#### Supplied material

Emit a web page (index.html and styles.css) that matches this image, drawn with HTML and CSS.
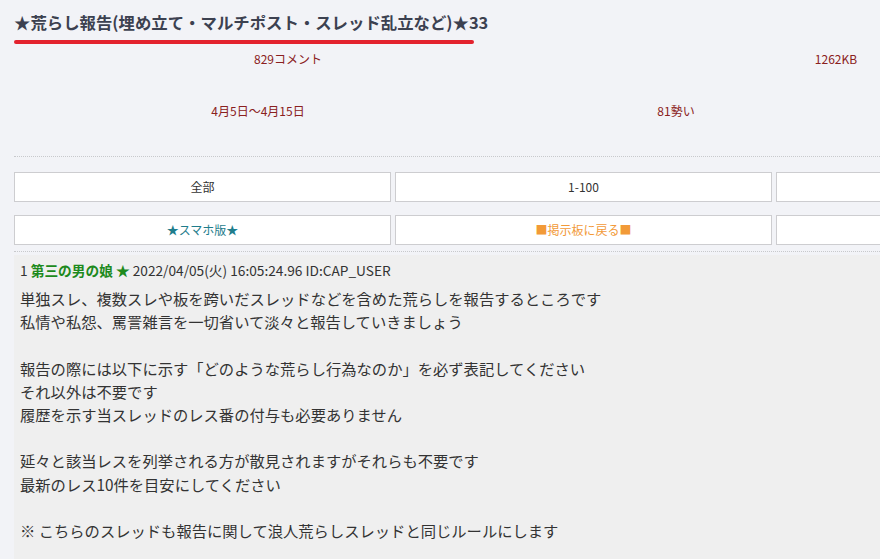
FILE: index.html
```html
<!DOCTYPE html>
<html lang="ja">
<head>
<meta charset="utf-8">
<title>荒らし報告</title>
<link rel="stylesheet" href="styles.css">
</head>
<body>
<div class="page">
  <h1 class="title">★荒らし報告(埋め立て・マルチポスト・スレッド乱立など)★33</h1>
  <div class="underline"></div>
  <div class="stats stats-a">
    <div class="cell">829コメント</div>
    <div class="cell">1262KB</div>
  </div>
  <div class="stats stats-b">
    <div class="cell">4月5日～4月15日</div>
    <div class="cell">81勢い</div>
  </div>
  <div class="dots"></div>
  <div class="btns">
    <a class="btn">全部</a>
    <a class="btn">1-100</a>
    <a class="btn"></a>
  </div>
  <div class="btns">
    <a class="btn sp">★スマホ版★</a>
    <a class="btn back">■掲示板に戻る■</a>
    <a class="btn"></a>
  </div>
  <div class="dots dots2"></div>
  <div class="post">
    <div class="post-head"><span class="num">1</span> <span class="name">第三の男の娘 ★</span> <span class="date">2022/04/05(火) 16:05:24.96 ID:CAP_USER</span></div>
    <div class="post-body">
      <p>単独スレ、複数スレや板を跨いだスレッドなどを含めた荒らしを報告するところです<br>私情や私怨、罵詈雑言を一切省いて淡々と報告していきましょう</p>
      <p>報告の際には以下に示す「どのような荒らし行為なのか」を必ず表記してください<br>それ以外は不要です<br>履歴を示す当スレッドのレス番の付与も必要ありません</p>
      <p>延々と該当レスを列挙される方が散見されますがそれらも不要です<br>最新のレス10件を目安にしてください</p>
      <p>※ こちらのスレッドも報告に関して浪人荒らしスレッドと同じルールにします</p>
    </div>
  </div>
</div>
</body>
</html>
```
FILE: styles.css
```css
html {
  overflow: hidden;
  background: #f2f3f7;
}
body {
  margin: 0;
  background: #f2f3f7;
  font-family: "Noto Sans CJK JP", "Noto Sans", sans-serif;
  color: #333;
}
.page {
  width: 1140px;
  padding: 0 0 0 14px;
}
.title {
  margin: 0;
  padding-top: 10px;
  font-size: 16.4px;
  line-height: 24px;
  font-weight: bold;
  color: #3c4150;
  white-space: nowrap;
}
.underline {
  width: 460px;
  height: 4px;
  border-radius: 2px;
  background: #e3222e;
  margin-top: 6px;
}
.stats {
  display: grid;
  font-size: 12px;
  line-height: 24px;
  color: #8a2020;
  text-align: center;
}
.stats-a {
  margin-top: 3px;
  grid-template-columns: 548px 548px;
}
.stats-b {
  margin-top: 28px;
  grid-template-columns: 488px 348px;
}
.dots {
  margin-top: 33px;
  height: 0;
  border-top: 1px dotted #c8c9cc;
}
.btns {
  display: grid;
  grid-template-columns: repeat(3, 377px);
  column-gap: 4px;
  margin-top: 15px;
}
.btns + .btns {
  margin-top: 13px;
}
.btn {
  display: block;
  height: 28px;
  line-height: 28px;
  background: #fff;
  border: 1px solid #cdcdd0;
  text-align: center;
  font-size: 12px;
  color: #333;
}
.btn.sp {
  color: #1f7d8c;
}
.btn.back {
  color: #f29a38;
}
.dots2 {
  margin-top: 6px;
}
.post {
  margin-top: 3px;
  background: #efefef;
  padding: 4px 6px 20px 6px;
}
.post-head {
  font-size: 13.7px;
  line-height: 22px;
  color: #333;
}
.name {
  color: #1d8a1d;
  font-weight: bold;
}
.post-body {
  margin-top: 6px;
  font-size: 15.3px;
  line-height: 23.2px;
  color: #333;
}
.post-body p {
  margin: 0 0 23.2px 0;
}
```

########
#### Supplied material

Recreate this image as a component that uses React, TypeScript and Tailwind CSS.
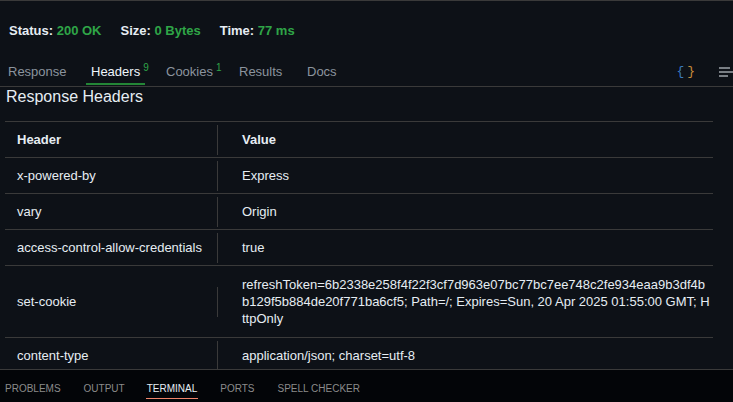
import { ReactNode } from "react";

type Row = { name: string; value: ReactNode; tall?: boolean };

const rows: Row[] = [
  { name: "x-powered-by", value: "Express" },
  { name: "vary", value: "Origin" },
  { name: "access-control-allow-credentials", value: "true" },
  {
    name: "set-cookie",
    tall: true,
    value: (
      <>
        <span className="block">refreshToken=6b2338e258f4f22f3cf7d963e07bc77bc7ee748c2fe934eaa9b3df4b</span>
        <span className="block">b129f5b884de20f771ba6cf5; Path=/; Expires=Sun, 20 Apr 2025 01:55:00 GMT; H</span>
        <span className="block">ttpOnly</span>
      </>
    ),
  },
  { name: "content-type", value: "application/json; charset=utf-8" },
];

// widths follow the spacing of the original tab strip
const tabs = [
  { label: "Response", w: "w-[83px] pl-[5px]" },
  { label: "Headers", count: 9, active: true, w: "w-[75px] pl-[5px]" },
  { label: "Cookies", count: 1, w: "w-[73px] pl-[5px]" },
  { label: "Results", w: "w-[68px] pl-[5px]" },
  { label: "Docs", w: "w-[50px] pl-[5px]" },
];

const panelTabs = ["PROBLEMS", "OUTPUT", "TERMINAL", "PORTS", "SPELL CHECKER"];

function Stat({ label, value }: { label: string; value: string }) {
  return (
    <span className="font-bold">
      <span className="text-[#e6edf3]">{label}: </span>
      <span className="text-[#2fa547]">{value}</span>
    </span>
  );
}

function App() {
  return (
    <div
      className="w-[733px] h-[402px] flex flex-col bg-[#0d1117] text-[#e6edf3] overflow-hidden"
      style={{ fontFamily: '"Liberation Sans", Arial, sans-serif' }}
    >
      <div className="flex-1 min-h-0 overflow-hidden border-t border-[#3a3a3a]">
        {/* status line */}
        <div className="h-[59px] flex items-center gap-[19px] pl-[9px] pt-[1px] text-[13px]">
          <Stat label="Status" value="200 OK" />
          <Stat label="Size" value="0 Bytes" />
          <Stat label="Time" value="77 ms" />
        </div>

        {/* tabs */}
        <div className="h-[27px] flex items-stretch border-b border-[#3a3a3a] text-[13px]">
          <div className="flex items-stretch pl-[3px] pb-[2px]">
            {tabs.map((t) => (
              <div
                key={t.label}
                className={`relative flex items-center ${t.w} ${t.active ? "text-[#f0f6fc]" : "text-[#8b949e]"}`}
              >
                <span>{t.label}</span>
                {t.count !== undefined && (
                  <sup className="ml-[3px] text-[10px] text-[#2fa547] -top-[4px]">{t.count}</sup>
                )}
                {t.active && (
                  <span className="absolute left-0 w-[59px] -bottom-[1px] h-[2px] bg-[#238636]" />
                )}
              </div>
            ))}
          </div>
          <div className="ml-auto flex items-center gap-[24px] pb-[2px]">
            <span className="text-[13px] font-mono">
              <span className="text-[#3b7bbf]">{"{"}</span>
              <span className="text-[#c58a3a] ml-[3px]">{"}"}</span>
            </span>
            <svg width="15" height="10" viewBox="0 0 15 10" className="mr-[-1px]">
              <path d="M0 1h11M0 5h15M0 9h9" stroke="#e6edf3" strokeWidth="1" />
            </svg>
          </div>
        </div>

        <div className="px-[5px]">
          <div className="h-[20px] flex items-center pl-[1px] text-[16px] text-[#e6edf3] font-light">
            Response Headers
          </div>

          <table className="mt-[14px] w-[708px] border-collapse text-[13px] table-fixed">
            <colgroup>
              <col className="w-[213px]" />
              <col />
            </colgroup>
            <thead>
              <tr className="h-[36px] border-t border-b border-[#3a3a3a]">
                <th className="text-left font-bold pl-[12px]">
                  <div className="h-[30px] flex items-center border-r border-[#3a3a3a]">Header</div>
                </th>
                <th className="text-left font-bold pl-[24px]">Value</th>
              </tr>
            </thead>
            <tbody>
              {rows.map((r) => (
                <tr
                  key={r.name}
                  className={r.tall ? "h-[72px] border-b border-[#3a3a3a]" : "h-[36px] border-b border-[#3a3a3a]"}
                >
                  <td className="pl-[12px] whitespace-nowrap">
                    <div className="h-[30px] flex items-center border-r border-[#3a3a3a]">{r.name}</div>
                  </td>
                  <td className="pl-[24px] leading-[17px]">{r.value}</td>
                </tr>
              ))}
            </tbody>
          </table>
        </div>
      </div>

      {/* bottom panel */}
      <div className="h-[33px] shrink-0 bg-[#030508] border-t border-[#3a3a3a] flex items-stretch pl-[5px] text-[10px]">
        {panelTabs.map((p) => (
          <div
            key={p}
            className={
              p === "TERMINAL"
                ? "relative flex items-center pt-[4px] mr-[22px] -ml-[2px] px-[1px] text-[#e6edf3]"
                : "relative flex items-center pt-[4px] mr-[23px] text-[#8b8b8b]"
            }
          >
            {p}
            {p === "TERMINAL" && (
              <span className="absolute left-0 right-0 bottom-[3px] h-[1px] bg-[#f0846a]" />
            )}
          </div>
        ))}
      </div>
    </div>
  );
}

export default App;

########
#### Supplied material

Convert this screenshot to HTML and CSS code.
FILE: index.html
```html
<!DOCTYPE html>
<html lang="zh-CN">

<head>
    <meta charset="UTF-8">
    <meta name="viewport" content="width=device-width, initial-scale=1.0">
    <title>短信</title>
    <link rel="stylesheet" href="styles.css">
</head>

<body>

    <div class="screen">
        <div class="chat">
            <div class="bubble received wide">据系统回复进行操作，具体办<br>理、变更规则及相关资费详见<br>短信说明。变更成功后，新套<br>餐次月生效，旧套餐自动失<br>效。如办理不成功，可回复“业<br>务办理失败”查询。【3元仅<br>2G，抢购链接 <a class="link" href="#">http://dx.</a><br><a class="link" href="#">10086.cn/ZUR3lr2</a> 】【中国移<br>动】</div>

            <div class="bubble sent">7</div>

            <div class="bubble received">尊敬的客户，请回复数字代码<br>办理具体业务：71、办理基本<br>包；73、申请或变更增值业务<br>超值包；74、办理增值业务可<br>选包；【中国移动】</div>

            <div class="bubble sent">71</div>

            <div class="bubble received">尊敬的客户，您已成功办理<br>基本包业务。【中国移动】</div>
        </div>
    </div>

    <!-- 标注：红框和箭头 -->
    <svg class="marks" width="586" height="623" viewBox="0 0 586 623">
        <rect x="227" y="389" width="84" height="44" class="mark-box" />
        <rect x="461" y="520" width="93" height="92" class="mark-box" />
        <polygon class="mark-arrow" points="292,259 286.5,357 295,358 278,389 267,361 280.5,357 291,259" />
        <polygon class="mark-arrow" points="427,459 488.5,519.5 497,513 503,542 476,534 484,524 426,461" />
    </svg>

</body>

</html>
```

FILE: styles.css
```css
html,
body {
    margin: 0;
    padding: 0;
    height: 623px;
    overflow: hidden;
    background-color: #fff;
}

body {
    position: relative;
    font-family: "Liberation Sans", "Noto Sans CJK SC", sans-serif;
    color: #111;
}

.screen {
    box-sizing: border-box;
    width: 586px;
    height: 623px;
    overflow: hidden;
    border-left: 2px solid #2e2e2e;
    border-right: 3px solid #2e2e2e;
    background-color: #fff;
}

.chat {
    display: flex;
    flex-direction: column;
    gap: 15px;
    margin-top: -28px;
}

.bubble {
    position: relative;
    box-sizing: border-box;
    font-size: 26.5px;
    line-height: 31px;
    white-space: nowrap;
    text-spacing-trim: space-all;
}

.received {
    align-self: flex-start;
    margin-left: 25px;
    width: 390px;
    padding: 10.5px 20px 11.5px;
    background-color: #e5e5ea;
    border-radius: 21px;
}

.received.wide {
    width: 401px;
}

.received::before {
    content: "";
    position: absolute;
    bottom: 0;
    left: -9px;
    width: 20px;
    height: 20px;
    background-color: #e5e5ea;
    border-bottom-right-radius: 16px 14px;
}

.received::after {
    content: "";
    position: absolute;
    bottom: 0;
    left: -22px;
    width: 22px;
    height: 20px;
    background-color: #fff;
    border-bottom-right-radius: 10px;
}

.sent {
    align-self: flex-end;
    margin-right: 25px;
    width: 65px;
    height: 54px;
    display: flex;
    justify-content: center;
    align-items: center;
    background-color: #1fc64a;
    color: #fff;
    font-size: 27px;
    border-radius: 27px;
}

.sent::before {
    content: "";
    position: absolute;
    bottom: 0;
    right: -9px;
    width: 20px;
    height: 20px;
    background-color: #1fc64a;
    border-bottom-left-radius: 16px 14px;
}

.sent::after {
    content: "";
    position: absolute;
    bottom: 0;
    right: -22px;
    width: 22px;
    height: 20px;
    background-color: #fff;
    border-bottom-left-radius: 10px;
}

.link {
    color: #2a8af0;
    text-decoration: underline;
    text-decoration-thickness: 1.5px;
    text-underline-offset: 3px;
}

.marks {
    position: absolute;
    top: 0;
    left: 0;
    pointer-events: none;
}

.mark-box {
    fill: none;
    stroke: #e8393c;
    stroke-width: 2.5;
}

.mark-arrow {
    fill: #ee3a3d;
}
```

########

### The problem
Output nothing except the lines from the one containing "Recreate this image" through the one containing "string; value: ReactNode;", both kept, with the pictures removed.

### Task result
Recreate this image as a component that uses React, TypeScript and Tailwind CSS.
import { ReactNode } from "react";

type Row = { name: string; value: ReactNode; tall?: boolean };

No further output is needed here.